We would expect to see a tension when political rights are expanded beyond formal membership. As noted, this shift in authority within the party is no minor administrative switch. It raises important questions about influence and ownership. Scarrow notes the potential conflict in trying to retain membership as well as expand affiliation.8 Parties wishing to retain members would be advised to limit rights to intra-party democracy, whilst those seeking to mobilise a wider support base would benefit from opening them up. Indeed, the recent expansion in political rights to non-member supporters in the Labour Party was not universally welcomed. But we might be at risk of overstating the scale of this tension. Party members in my interviews were surprisingly unconcerned by their rights being offered to non-members. Party members’ commitment extends well beyond what they get out of it themselves. Whilst many expressed a personal concern or discomfort with the supporter scheme, they discounted these views in favour of an assessment of what was best for the party. 

The willingness of party members to discount their own personal concerns in view of what is right for the party suggests that a purely cost-benefit reading of membership incentives is the wrong approach. A similar dual preference structure, part selfish, part altruistic, is discussed by Hirschmann in response to critiques of his theory of exit. He writes, ‘it may be even more realistic to assume that every “political animal” is part ideologue and part reward-oriented, and is therefore willing to trade off a certain amount of opportunism on the part of the party for its power and success at the polls”.9 This dual preference structure was fairly uniform across all interviewees both young and old, new and longstanding. Even those who were disappointed at the outcome of the leadership election, and members whose contribution over many years far outweighed the commitment of £3 supporters, were able to rationalise the change from the party perspective. 

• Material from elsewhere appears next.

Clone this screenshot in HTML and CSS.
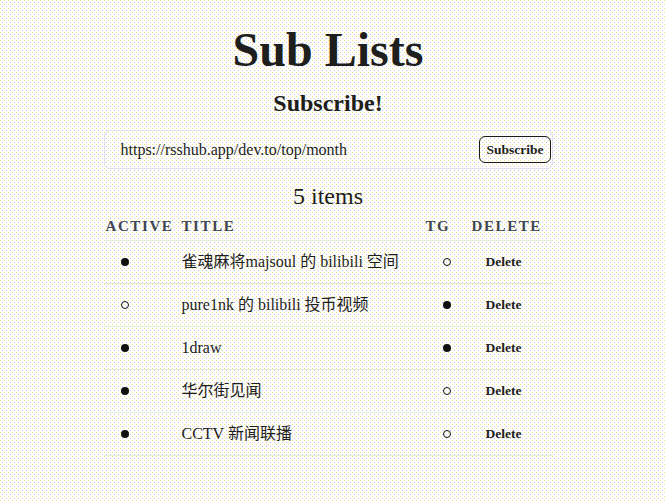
FILE: index.html
```html
<!DOCTYPE html>
<html lang="zh-CN">
<head>
<meta charset="utf-8">
<title>Sub Lists</title>
<link rel="stylesheet" href="styles.css">
</head>
<body>
<main class="page">
  <h1 class="title">Sub Lists</h1>
  <h2 class="subtitle">Subscribe!</h2>
  <form class="sub-form">
    <input class="sub-input" type="text" value="https://rsshub.app/dev.to/top/month">
    <button class="sub-btn" type="button">Subscribe</button>
  </form>
  <div class="count">5 items</div>
  <div class="table">
    <div class="row head">
      <div class="cell c-active">Active</div>
      <div class="cell c-title">Title</div>
      <div class="cell c-tg">TG</div>
      <div class="cell c-del">Delete</div>
    </div>
    <div class="row">
      <div class="cell c-active"><span class="dot on"></span></div>
      <div class="cell c-title">雀魂麻将majsoul 的 bilibili 空间</div>
      <div class="cell c-tg"><span class="dot off"></span></div>
      <div class="cell c-del"><span class="del">Delete</span></div>
    </div>
    <div class="row">
      <div class="cell c-active"><span class="dot off"></span></div>
      <div class="cell c-title">pure1nk 的 bilibili 投币视频</div>
      <div class="cell c-tg"><span class="dot on"></span></div>
      <div class="cell c-del"><span class="del">Delete</span></div>
    </div>
    <div class="row">
      <div class="cell c-active"><span class="dot on"></span></div>
      <div class="cell c-title">1draw</div>
      <div class="cell c-tg"><span class="dot on"></span></div>
      <div class="cell c-del"><span class="del">Delete</span></div>
    </div>
    <div class="row">
      <div class="cell c-active"><span class="dot on"></span></div>
      <div class="cell c-title">华尔街见闻</div>
      <div class="cell c-tg"><span class="dot off"></span></div>
      <div class="cell c-del"><span class="del">Delete</span></div>
    </div>
    <div class="row">
      <div class="cell c-active"><span class="dot on"></span></div>
      <div class="cell c-title">CCTV 新闻联播</div>
      <div class="cell c-tg"><span class="dot off"></span></div>
      <div class="cell c-del"><span class="del">Delete</span></div>
    </div>
  </div>
</main>
</body>
</html>
```

FILE: styles.css
```css
html, body {
  margin: 0;
  padding: 0;
}

body {
  background-color: #ffffff;
  background-image:
    conic-gradient(from 0deg at 1px 1px, transparent 75%, #efe77a 0),
    conic-gradient(from 0deg at 1px 1px, transparent 75%, #c8c6f0 0);
  background-size: 4px 4px, 4px 4px;
  background-position: 0 0, 2px 2px;
  font-family: "Liberation Serif", "Noto Sans CJK SC", serif;
  color: #1e1e1c;
  min-height: 502px;
}

.page {
  width: 449px;
  margin: 0 auto;
  padding: 22px 9px 0 0;
  box-sizing: content-box;
}

.title {
  margin: 0;
  font-size: 48px;
  line-height: 56px;
  font-weight: bold;
  text-align: center;
}

.subtitle {
  margin: 11px 0 0;
  font-size: 24px;
  line-height: 28px;
  font-weight: bold;
  text-align: center;
}

.sub-form {
  margin: 13px 0 0;
  display: flex;
  align-items: center;
  border: 1px solid #dde0e6;
  border-radius: 6px;
  padding: 5px 1px 5px 16px;
}

.sub-input {
  flex: 1;
  min-width: 0;
  border: none;
  outline: none;
  background: transparent;
  padding: 0;
  font-family: "Liberation Serif", serif;
  font-size: 16px;
  color: #1e1e1c;
  height: 27px;
}

.sub-btn {
  height: 27px;
  padding: 0 6px;
  border: 1px solid #1a1a1a;
  border-radius: 6px;
  background: transparent;
  font-family: "Liberation Serif", serif;
  font-weight: bold;
  font-size: 13.5px;
  color: #1e1e1c;
}

.count {
  margin-top: 13px;
  font-size: 24px;
  line-height: 28px;
  text-align: center;
}

.row {
  display: grid;
  grid-template-columns: 76px 244px 46px 1fr;
  height: 42px;
  align-items: center;
  border-bottom: 1px solid #e3eed6;
}

.row.head {
  height: auto;
  padding: 8px 0 5px;
  align-items: start;
}

.head .cell {
  font-size: 15px;
  line-height: 17px;
  font-weight: bold;
  text-transform: uppercase;
  letter-spacing: 1.6px;
  color: #3f4553;
  padding-left: 2px;
}

.cell {
  font-size: 16px;
  line-height: 20px;
  display: flex;
  align-items: center;
}

.row:not(.head) .c-active { padding-left: 17px; }
.row:not(.head) .c-title { padding-left: 2px; }
.row:not(.head) .c-tg { padding-left: 19px; }
.row:not(.head) .c-del { padding-left: 16px; }

.dot {
  display: block;
  width: 8px;
  height: 8px;
  border-radius: 50%;
  box-sizing: border-box;
}

.dot.on {
  background: #111111;
}

.dot.off {
  border: 1px solid #111111;
}

.del {
  font-weight: bold;
  font-size: 13.5px;
  color: #1e1e1c;
}
```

Incentives and representation

“I definitely wouldn’t have paid £3 to have those rights”

This support for a scheme that would appear, on the face of it, to diminish the hard-won rights of full members, may seem surprising. An explanation may be found in the motivations that have drawn active members to the party in the first place. The significance of selective outcome and process incentives revealed in this research is key. Active members join for active opportunities. New members cannot derive benefits such as job opportunities and learning new skills without getting involved face to face. Selective process benefits, such as being part of a campaign with like-minded people, cannot be realised from a sedentary position. These benefits are not diminished by the extension of political rights. Perhaps such rights take little away from party members simply because they are not highly prized in the first place. Or at least compared to other party ties, they don’t figure that highly. 

Another explanation is to be found in the history of the party itself. Representation within the Labour party has always involved affiliation as well as membership. It was not until 1918, several years after it was founded, that individual members were allowed to join the party directly. Being founded on collective affiliation, the member and supporter distinction has always been more complicated in the Labour Party. Until the 2015 rule change, the number of Trade Union affiliates with leader selection rights vastly outnumbered the membership. So perhaps for party members there is not an expectation of exclusive rights. The party’s ‘narrative of representation’ therefore might just be broad enough to accommodate the move to ‘multi-speed’ affiliation successfully. 

Conclusion 

The changing environment makes adaptation necessary, especially for parties which still heavily rely on volunteer campaigning and donations. Whilst party membership is not a redundant concept, it is also clear that parties need to branch out beyond their membership base if they are to survive. Expanding political rights, such as votes in leadership selections, has proved a popular means of attracting a wider constituency of support and, as the Labour party’s recent experience would demonstrate, one that has proved successful in recruiting a larger party base. 

There are tensions inherent in this model however. A simple rule change has implications for the nature of representation in the party: who it is responsible to, who has ownership of the party. The change has not been a comfortable one for the party despite its history of affiliation. The vetting of supporters who signed up under the 2015 rules, and the subsequent narrowing of the terms of affiliation, suggests that the party is not comfortable with operating in a flexible ‘multi-speed’ way. If this widening of affiliation follows the patterns seen elsewhere, however, a more loosely attached and changing membership base might be the inevitable outcome, and this raises a second important question for the party: what sort of grassroots is being appealed to and what will it deliver organisationally?

Qualitative research with active party members suggests that political rights are not enough to sustain an active grassroots. It would appear that those most active in high intensity forms of participation are not drawn to the party by such rights. Instead selective outcome and process incentives are key. These opportunities prompt those whose values align with the party to make the move to membership and to contribute more than the membership fee. Whilst the extension of political rights may not greatly concern those whose attachment to the party is sustained by more involved activities, the kinds of supporters that are attracted by such incentives might not be the type of support base the party needs. 

Jessica Garland is an ESRC funded doctoral researcher at the University of Sussex working on political party organisation and membership, and a former senior political advisor.